A conservative approach is to use mmq16 data and naive BAF estimates

mut.mmq16.naive = callBafChanges(set.mmq16$baf, "normal.naive.BAF", "tumor.naive.BAF")
mut.mmq16.naive[,1:4]

By manual inspection, we see that this approach identifies only one of the two somatic mutations in our dataset. That's alright, but let's see other ways to analyze the data.

The other extreme is to use mmq1 settings and thesaurus BAF estimates

mut.mmq1.thesaurus = callBafChanges(set.mmq1$baf, "normal.thesaurus.BAF", "tumor.thesaurus.BAF")
mut.mmq1.thesaurus[,1:4]

This approach gives three somatic mutation calls, which is one more than we expected.

In the next section we will see how to evaluate these results automatically.

Comparing variant sets

Realistic datasets may contain thousands of candidate variants, so it is important to summarize calls in an automated fashion. We will use function compareVariants.

To compare our conservative somatic mutation calls with the expected ones, we perform

compareVariants(somatic, mut.mmq16.naive)

This returns a list of several data frames, which split the genomic locations into true positives (TP), thesaurus true positives (TTP), false positive (FP), and false negatives (FN). The last data frame in the list contains a summary of these categories. For this analysis we see, consistent with what we observed above, that we have one true positive and one false negative.

To compare our other mutation call set, we evaluate

compareVariants(somatic, mut.mmq1.thesaurus, links=set.mmq1$links)

Here, we provide thesaurus links to the comparison procedure.
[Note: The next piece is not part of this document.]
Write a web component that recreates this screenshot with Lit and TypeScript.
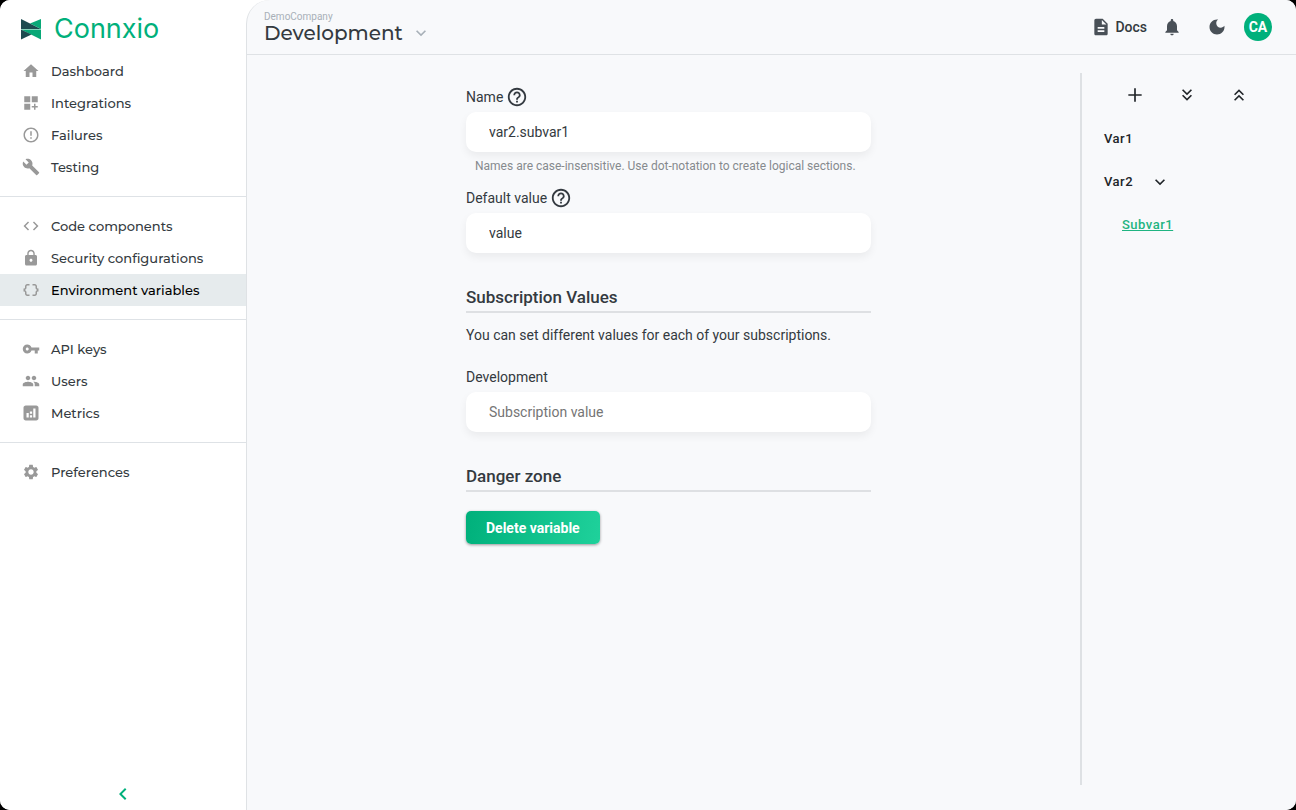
import { LitElement, html, css, svg } from "lit";
import { customElement, property, state } from "lit/decorators.js";
import { classMap } from "lit/directives/class-map.js";

const ICONS: Record<string, string> = {
  home: "M10 20v-6h4v6h5v-8h3L12 3 2 12h3v8z",
  integrations: "M3 3h8v8H3zm10 0h8v8h-8zM3 13h8v8H3zm15 0h-2v3h-3v2h3v3h2v-3h3v-2h-3z",
  failures:
    "M11 15h2v2h-2zm0-8h2v6h-2zm.99-5C6.47 2 2 6.48 2 12s4.47 10 9.99 10C17.52 22 22 17.52 22 12S17.52 2 11.99 2zM12 20c-4.42 0-8-3.58-8-8s3.58-8 8-8 8 3.58 8 8-3.58 8-8 8z",
  build:
    "M22.7 19l-9.1-9.1c.9-2.3.4-5-1.5-6.9-2-2-5-2.4-7.4-1.3L9 6 6 9 1.6 4.7C.4 7.1.9 10.1 2.9 12.1c1.9 1.9 4.6 2.4 6.9 1.5l9.1 9.1c.4.4 1 .4 1.4 0l2.3-2.3c.5-.4.5-1.1.1-1.4z",
  code: "M9.4 16.6L4.8 12l4.6-4.6L8 6l-6 6 6 6 1.4-1.4zm5.2 0l4.6-4.6-4.6-4.6L16 6l6 6-6 6-1.4-1.4z",
  lock: "M18 8h-1V6c0-2.76-2.24-5-5-5S7 3.24 7 6v2H6c-1.1 0-2 .9-2 2v10c0 1.1.9 2 2 2h12c1.1 0 2-.9 2-2V10c0-1.1-.9-2-2-2zm-6 9c-1.1 0-2-.9-2-2s.9-2 2-2 2 .9 2 2-.9 2-2 2zm3.100-9H8.900V6c0-1.710 1.390-3.100 3.100-3.100s3.100 1.390 3.100 3.100v2z",
  braces:
    "M4 7v2c0 .55-.45 1-1 1H2v4h1c.55 0 1 .45 1 1v2c0 1.650 1.350 3 3 3h3v-2H7c-.55 0-1-.45-1-1v-2c0-1.300-.840-2.420-2-2.830v-.340C5.160 11.420 6 10.300 6 9V7c0-.55.45-1 1-1h3V4H7C5.350 4 4 5.350 4 7zM21 10c-.55 0-1-.45-1-1V7c0-1.650-1.350-3-3-3h-3v2h3c.55 0 1 .45 1 1v2c0 1.300.840 2.420 2 2.830v.340c-1.160.410-2 1.520-2 2.830v2c0 .55-.45 1-1 1h-3v2h3c1.650 0 3-1.350 3-3v-2c0-.55.45-1 1-1h1v-4h-1z",
  key: "M12.650 10C11.830 7.670 9.610 6 7 6c-3.310 0-6 2.690-6 6s2.690 6 6 6c2.610 0 4.830-1.670 5.650-4H17v4h4v-4h2v-4H12.650zM7 14c-1.100 0-2-.9-2-2s.9-2 2-2 2 .9 2 2-.9 2-2 2z",
  people:
    "M16 11c1.660 0 2.990-1.340 2.990-3S17.660 5 16 5c-1.660 0-3 1.340-3 3s1.340 3 3 3zm-8 0c1.660 0 2.990-1.340 2.990-3S9.660 5 8 5C6.340 5 5 6.340 5 8s1.340 3 3 3zm0 2c-2.330 0-7 1.170-7 3.500V19h14v-2.500c0-2.330-4.670-3.500-7-3.500zm8 0c-.290 0-.620.020-.970.050 1.160.840 1.970 1.970 1.970 3.450V19h6v-2.500c0-2.330-4.670-3.500-7-3.500z",
  metrics:
    "M19 2H5C3.300 2 2 3.300 2 5v14c0 1.700 1.300 3 3 3h14c1.700 0 3-1.300 3-3V5c0-1.700-1.300-3-3-3zM9 18H6v-6h3v6zm4.500 0h-3v-3h3v3zm0-5h-3v-3h3v3zm4.500 5h-3V6h3v12z",
  settings:
    "M19.140 12.940c.040-.300.060-.610.060-.940 0-.320-.020-.640-.070-.940l2.030-1.580c.180-.140.230-.410.120-.610l-1.920-3.320c-.120-.220-.370-.290-.590-.220l-2.390.960c-.500-.380-1.030-.700-1.620-.940l-.360-2.540c-.040-.240-.240-.410-.480-.410h-3.840c-.240 0-.430.170-.470.410l-.360 2.540c-.590.240-1.130.570-1.620.940l-2.390-.960c-.220-.080-.470 0-.590.220L2.740 8.870c-.120.210-.080.470.120.610l2.030 1.580c-.050.300-.090.630-.090.940s.020.640.070.940l-2.030 1.580c-.180.140-.230.410-.120.610l1.920 3.320c.120.220.370.290.590.220l2.390-.960c.500.380 1.030.700 1.620.940l.360 2.540c.050.240.240.410.480.410h3.840c.240 0 .440-.170.470-.410l.360-2.540c.590-.240 1.130-.560 1.620-.940l2.390.960c.220.080.470 0 .590-.220l1.920-3.320c.120-.220.070-.470-.120-.610l-2.010-1.580zM12 15.600c-1.980 0-3.600-1.620-3.600-3.600s1.620-3.600 3.600-3.600 3.600 1.620 3.600 3.600-1.620 3.600-3.600 3.600z",
  doc: "M14 2H6c-1.100 0-1.990.9-1.990 2L4 20c0 1.100.890 2 1.990 2H18c1.100 0 2-.9 2-2V8l-6-6zm2 16H8v-2h8v2zm0-4H8v-2h8v2zm-3-5V3.500L18.500 9H13z",
  bell: "M12 22c1.100 0 2-.9 2-2h-4c0 1.100.890 2 2 2zm6-6v-5c0-3.070-1.640-5.640-4.500-6.320V4c0-.830-.670-1.500-1.500-1.500s-1.500.670-1.500 1.500v.680C7.630 5.360 6 7.920 6 11v5l-2 2v1h16v-1l-2-2z",
  moon: "M12 3c-4.970 0-9 4.030-9 9s4.030 9 9 9 9-4.030 9-9c0-.460-.040-.920-.100-1.360-.980 1.370-2.580 2.260-4.400 2.260-2.980 0-5.400-2.420-5.400-5.400 0-1.810.890-3.420 2.260-4.400-.440-.060-.900-.100-1.360-.100z",
  help: "M11 18h2v-2h-2v2zm1-16C6.480 2 2 6.480 2 12s4.480 10 10 10 10-4.480 10-10S17.520 2 12 2zm0 18c-4.410 0-8-3.590-8-8s3.590-8 8-8 8 3.590 8 8-3.590 8-8 8zm0-14c-2.210 0-4 1.790-4 4h2c0-1.100.9-2 2-2s2 .9 2 2c0 2-3 1.750-3 5h2c0-2.250 3-2.500 3-5 0-2.210-1.790-4-4-4z",
  plus: "M20 13h-7v7h-2v-7H4v-2h7V4h2v7h7v2z",
  expandAll:
    "M18 6.410L16.590 5 12 9.580 7.410 5 6 6.410l6 6zM18 13l-1.410-1.410L12 16.170l-4.590-4.580L6 13l6 6z",
  collapseAll:
    "M6 17.590L7.410 19 12 14.420 16.590 19 18 17.590l-6-6zM6 11l1.410 1.410L12 7.830l4.590 4.580L18 11l-6-6z",
  down: "M7.410 8.590L12 13.170l4.590-4.580L18 10l-6 6-6-6z",
  left: "M15.410 7.410L14 6l-6 6 6 6 1.410-1.410L10.830 12z",
};

const icon = (name: string, size: number) => html`
  <svg width=${size} height=${size} viewBox="0 0 24 24" fill="currentColor" aria-hidden="true">
    ${svg`<path fill-rule="evenodd" d=${ICONS[name]}></path>`}
  </svg>
`;

const base = css`
  *,
  *::before,
  *::after {
    box-sizing: border-box;
  }
  svg {
    display: block;
    flex: none;
  }
  button {
    font: inherit;
    color: inherit;
    background: none;
    border: 0;
    padding: 0;
    cursor: pointer;
  }
  a {
    color: inherit;
    text-decoration: none;
  }
`;

const NAV = [
  [
    ["home", "Dashboard"],
    ["integrations", "Integrations"],
    ["failures", "Failures"],
    ["build", "Testing"],
  ],
  [
    ["code", "Code components"],
    ["lock", "Security configurations"],
    ["braces", "Environment variables"],
  ],
  [
    ["key", "API keys"],
    ["people", "Users"],
    ["metrics", "Metrics"],
  ],
  [["settings", "Preferences"]],
];

@customElement("app-sidebar")
export class AppSidebar extends LitElement {
  @property() active = "";

  static styles = [
    base,
    css`
      :host {
        display: flex;
        flex-direction: column;
        background: #fff;
        font-family: Montserrat, Inter, sans-serif;
      }
      .brand {
        display: flex;
        align-items: center;
        gap: 12px;
        height: 42px;
        margin: 8px 0 5px 21px;
        color: #00b07b;
        font: 400 27px/40px Inter, sans-serif;
      }
      .group {
        list-style: none;
        margin: 0;
        padding: 13px 0;
        border-bottom: 1px solid #dee2e6;
      }
      .group:first-of-type {
        padding-top: 0;
      }
      .group:last-of-type {
        border-bottom: 0;
      }
      .item {
        display: flex;
        align-items: center;
        gap: 11px;
        height: 32px;
        padding-left: 22px;
        color: #343a40;
        font-size: 13px;
        font-weight: 500;
      }
      .item svg {
        color: #999;
      }
      .active {
        background: #e6ebed;
        color: #000;
      }
      .collapse {
        margin: auto auto 4px;
        color: #00b07b;
      }
    `,
  ];

  render() {
    return html`
      <a class="brand" href="#">
        <svg width="21" height="21" viewBox="0 0 21 21" aria-hidden="true">
          <path fill="#1d4b50" d="M0 0L20 10H0z" />
          <path fill="#08a877" d="M20 0v10L9 4.500z" />
          <path fill="#08a877" d="M0 10.500H20V20.500z" />
          <path fill="#1d4b50" d="M0 10.500L10.500 15.500L0 20.500z" />
        </svg>
        Connxio
      </a>
      ${NAV.map(
        (group) => html`<ul class="group">
          ${group.map(
            ([glyph, label]) => html`<li>
              <a class=${classMap({ item: true, active: label === this.active })} href="#">
                ${icon(glyph, 18)}${label}
              </a>
            </li>`,
          )}
        </ul>`,
      )}
      <button class="collapse" aria-label="Collapse sidebar">${icon("left", 24)}</button>
    `;
  }
}

@customElement("app-header")
export class AppHeader extends LitElement {
  static styles = [
    base,
    css`
      :host {
        display: flex;
        align-items: center;
        justify-content: space-between;
        height: 55px;
        padding: 0 24px 0 17px;
        border-bottom: 1px solid #dfe2e5;
        color: #343a40;
      }
      .switcher {
        display: grid;
        text-align: left;
      }
      .company {
        color: #a8b0b8;
        font-size: 10px;
        line-height: 12px;
      }
      .name {
        display: flex;
        align-items: center;
        gap: 8px;
        font: 500 20px/20px Montserrat, Inter, sans-serif;
      }
      .name svg {
        color: #a8b0b8;
      }
      .tools {
        display: flex;
        align-items: center;
        color: #495057;
      }
      .docs {
        display: flex;
        align-items: center;
        gap: 4px;
        margin-right: 15px;
        color: #343a40;
        font-size: 14px;
        font-weight: 500;
      }
      .docs svg {
        color: #495057;
      }
      .bell {
        margin-right: 25px;
      }
      .moon {
        margin-right: 17px;
      }
      .avatar {
        width: 28px;
        height: 28px;
        border-radius: 50%;
        background: #00b07b;
        color: #fff;
        font-size: 14px;
        font-weight: 700;
      }
    `,
  ];

  render() {
    return html`
      <button class="switcher">
        <span class="company">DemoCompany</span>
        <span class="name">Development ${icon("down", 20)}</span>
      </button>
      <div class="tools">
        <a class="docs" href="#">${icon("doc", 20)}Docs</a>
        <button class="bell" aria-label="Notifications">${icon("bell", 20)}</button>
        <button class="moon" aria-label="Dark mode">${icon("moon", 20)}</button>
        <button class="avatar">CA</button>
      </div>
    `;
  }
}

@customElement("variable-form")
export class VariableForm extends LitElement {
  static styles = [
    base,
    css`
      :host {
        display: block;
        color: #343a40;
        font-size: 14px;
      }
      .label {
        display: flex;
        align-items: center;
        gap: 3px;
        height: 24px;
        margin-bottom: 3px;
      }
      .input {
        display: block;
        width: 100%;
        height: 40px;
        padding: 0 23px;
        border: 0;
        border-radius: 10px;
        background: #fff;
        box-shadow: 0 4px 8px rgba(0, 0, 0, 0.06);
        color: #343a40;
        font: inherit;
      }
      .input::placeholder {
        color: #757575;
        opacity: 1;
      }
      .hint {
        margin: 4px 0 10px 9px;
        color: #868a8e;
        font-size: 12px;
        line-height: 20px;
      }
      .heading {
        margin: 34px 0 0;
        padding-bottom: 4px;
        border-bottom: 2px solid #dee0e3;
        font-size: 17px;
        font-weight: 500;
        line-height: 20px;
      }
      .text {
        margin: 12px 0 20px;
        line-height: 20px;
      }
      .delete {
        height: 33px;
        margin-top: 19px;
        padding: 0 20px;
        border-radius: 5px;
        background: linear-gradient(100deg, #00b07b, #1fd19b);
        box-shadow: 0 1px 3px rgba(0, 0, 0, 0.4);
        color: #fff;
        font-weight: 700;
      }
    `,
  ];

  render() {
    return html`
      <div class="label"><label for="name">Name</label>${icon("help", 22)}</div>
      <input class="input" id="name" value="var2.subvar1" />
      <p class="hint">Names are case-insensitive. Use dot-notation to create logical sections.</p>
      <div class="label"><label for="default">Default value</label>${icon("help", 22)}</div>
      <input class="input" id="default" value="value" />
      <h2 class="heading">Subscription Values</h2>
      <p class="text">You can set different values for each of your subscriptions.</p>
      <div class="label"><label for="development">Development</label></div>
      <input class="input" id="development" placeholder="Subscription value" />
      <h2 class="heading">Danger zone</h2>
      <button class="delete">Delete variable</button>
    `;
  }
}

@customElement("variable-tree")
export class VariableTree extends LitElement {
  @state() private open = true;

  static styles = [
    base,
    css`
      :host {
        display: block;
        padding: 12px 0 0 22px;
        border-left: 2px solid #dee1e4;
        color: #212529;
        font-size: 13px;
        font-weight: 500;
        letter-spacing: 0.5px;
      }
      .tools {
        display: flex;
        gap: 32px;
        margin: 0 0 12px 21px;
      }
      .row {
        display: flex;
        align-items: center;
        gap: 17px;
        height: 43px;
      }
      .child {
        padding-left: 18px;
      }
      .selected {
        color: #1fb481;
        text-decoration: underline;
      }
    `,
  ];

  render() {
    return html`
      <div class="tools">
        <button aria-label="Add variable">${icon("plus", 20)}</button>
        <button aria-label="Expand all" @click=${() => (this.open = true)}>${icon("expandAll", 20)}</button>
        <button aria-label="Collapse all" @click=${() => (this.open = false)}>${icon("collapseAll", 20)}</button>
      </div>
      <div class="row"><a href="#">Var1</a></div>
      <div class="row">
        <a href="#">Var2</a>
        <button aria-label="Toggle Var2" @click=${() => (this.open = !this.open)}>${icon("down", 20)}</button>
      </div>
      ${this.open ? html`<div class="row child"><a class="selected" href="#">Subvar1</a></div>` : ""}
    `;
  }
}

@customElement("app-root")
export class AppRoot extends LitElement {
  static styles = [
    base,
    css`
      :host {
        display: block;
        background: #000;
        font-family: Roboto, sans-serif;
      }
      .window {
        display: grid;
        grid-template-columns: 246px 1fr;
        min-height: 100vh;
        overflow: hidden;
        border-radius: 10px;
        background: #fff;
      }
      .page {
        display: flex;
        flex-direction: column;
        border-left: 1px solid #dfe2e5;
        border-top-left-radius: 24px;
        background: #f8f9fb;
      }
      .body {
        flex: 1;
        display: grid;
        grid-template-columns: 1fr 196px;
        padding: 18px 20px 25px 10px;
      }
      .form {
        width: 100%;
        max-width: 405px;
        margin: 12px auto 0;
      }
    `,
  ];

  render() {
    return html`
      <div class="window">
        <app-sidebar active="Environment variables"></app-sidebar>
        <div class="page">
          <app-header></app-header>
          <main class="body">
            <variable-form class="form"></variable-form>
            <variable-tree></variable-tree>
          </main>
        </div>
      </div>
    `;
  }
}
In the final summary we see that there are no false positives and no false negatives, which is a great result. Note that one of the called variants is classified as a thesaurus true positive. This means that this site was technically called incorrectly. However, the thesaurus annotation (in the links table) contained a warning and linked this site to another position which had a true mutation.

Side note: As an exercise, you can try to compare the known somatic mutations with the mmq1 mutation set, but without using the thesaurus links to help with the variant comparison.

Tuning the thesaurus analysis

It is worth experimenting with the settings used in callBafChanges as it is not obvious that the defaults are appropriate in all situations. So let's explore this callBafChanges function a little further.

For example, using naive BAF estimates in our mmq1 set, under the default settings we have

nrow(callBafChanges(set.mmq1$baf, "normal.naive.BAF", "tumor.naive.BAF"))

This means there are three candidate mutation sites. Using thesaurus assisted BAF estimates we have

nrow(callBafChanges(set.mmq1$baf, "normal.thesaurus.BAF", "tumor.thesaurus.BAF"))

Again, three cadidate hits.

However, if we use different thresholds in callBafChanges, the results may differ. Let's raise the minimum allele frequency in the tumor sample from 0.25 to 0.6. Then we have

nrow(callBafChanges(set.mmq1$baf, "normal.naive.BAF", "tumor.naive.BAF", minAF=0.6))
nrow(callBafChanges(set.mmq1$baf, "normal.thesaurus.BAF", "tumor.thesaurus.BAF", minAF=0.6))

Thus, raising the threshold decreased the number of hits under the naive approach but not under the thesaurus approach (The expected allele frequencies of all mutations in the synthetic datasets were 1, i.e. well above the threshold of 0.6).

Other settings that may affect mutation calls through callBafChanges are foldchange and maxref. Use help(callBafChanges) to see information about these settings.